On 8 July 2010 14:56, Luke Bergen
<lukeabergen@gmail.com> wrote:
Really? Where do you see that the x1 can be properties? jbovlaste says:
Word: vrude [jbovlaste]
Type: gismu
Gloss Word: virtue
Gloss Word: virtuous
rafsi: vud vu'e
Definition: x1 is virtuous/saintly/[fine/moral/nice/holy/morally good] by
standard x2.
Notes: Holy/saintly (= cesyvu'e). Virtue the attribute is "ka
vrude".
I think we can talk about whether or not the quality of an action are virtuous:
lo ka do sidju mi cu vrude
The quality of you helping me is virtuous.
lo nu do sidju mi cu vrude
The event of you helping me is virtuous.
Note the "Notes". From what you're saying about the book, it sounds like the title is talking about the ideas of virtue and evil, not people who behave virtuously/evily.

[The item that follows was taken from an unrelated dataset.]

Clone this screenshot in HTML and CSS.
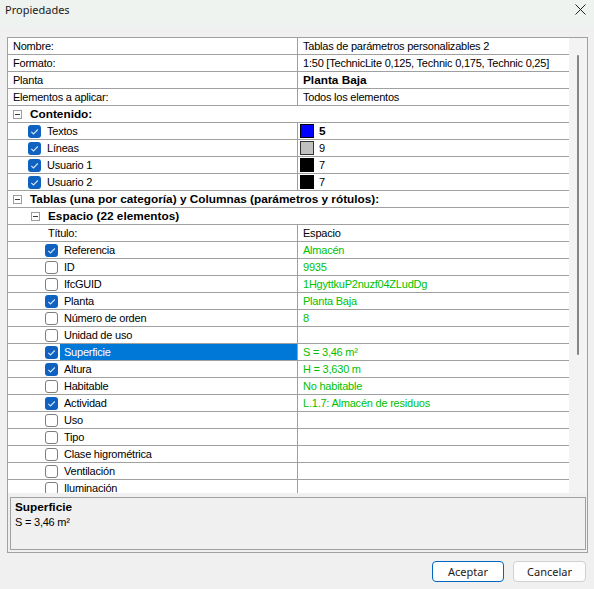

Right, and that {lo vrude} and {lo palci} can mean behaviours is my opinion. Even in English we can talk about whether or not an abstract concept such as someone's "life" is "virtuous" (OED has an example of this usage).
As I have mentioned on several occasions before, I think a person or anything we usually consider as 'individual' is fundamentally an abstraction. We call something "a car" not because it essentially "is a car" but because things (the steering wheel, the sheets, the tires, etc.) practically "do car" at certain times; at other times someone might call it "a house" because the things "do house". So "a car" is a label for an event or state of things car-ing. The same for persons. {do} in the following sentences refer to different abstractions:
do bajra
do badri
do bajra je badri
The first {do} refers to the whole of bones, muscles etc. forming a run-able physical body; the second {do} refers to the brain system capable of generating the experience of sadness; and the third {do} refers to both abstractions. In every case, {do} is not to be found as a concrete existence.
Can we think of a person without having an idea of an event/state/property that formulates that person (including a mere image of their face, which itself is a state of a nose, eyes, etc. forming a pattern)? I don't think we can. But we also like to think of each of ourselves as an individual entity with its own permanent existential center rather than as a phase in the flux of events. We say "you", not "you-ation" or something like that; "You are virtuous", not "A you-ation is virtuous". Nevertheless, we cannot say "You are virtuous" without referring to a particular decision making process in a brain or to an external action or other modes of event, since these are what define "you" itself.
In short, there aren't really "people who behave virtuously/evily" but "people that are virtuous/evil thoughts or behaviours" (just for now I'm ignoring the falsehood of the virtuous/evil dichotomy that Nietzche criticizes). The jbovlaste definition doesn't have to explicitly enforce this radical perspective, but neither should it preclude it by saying "vrude"s x1 cannot be a NU sumti.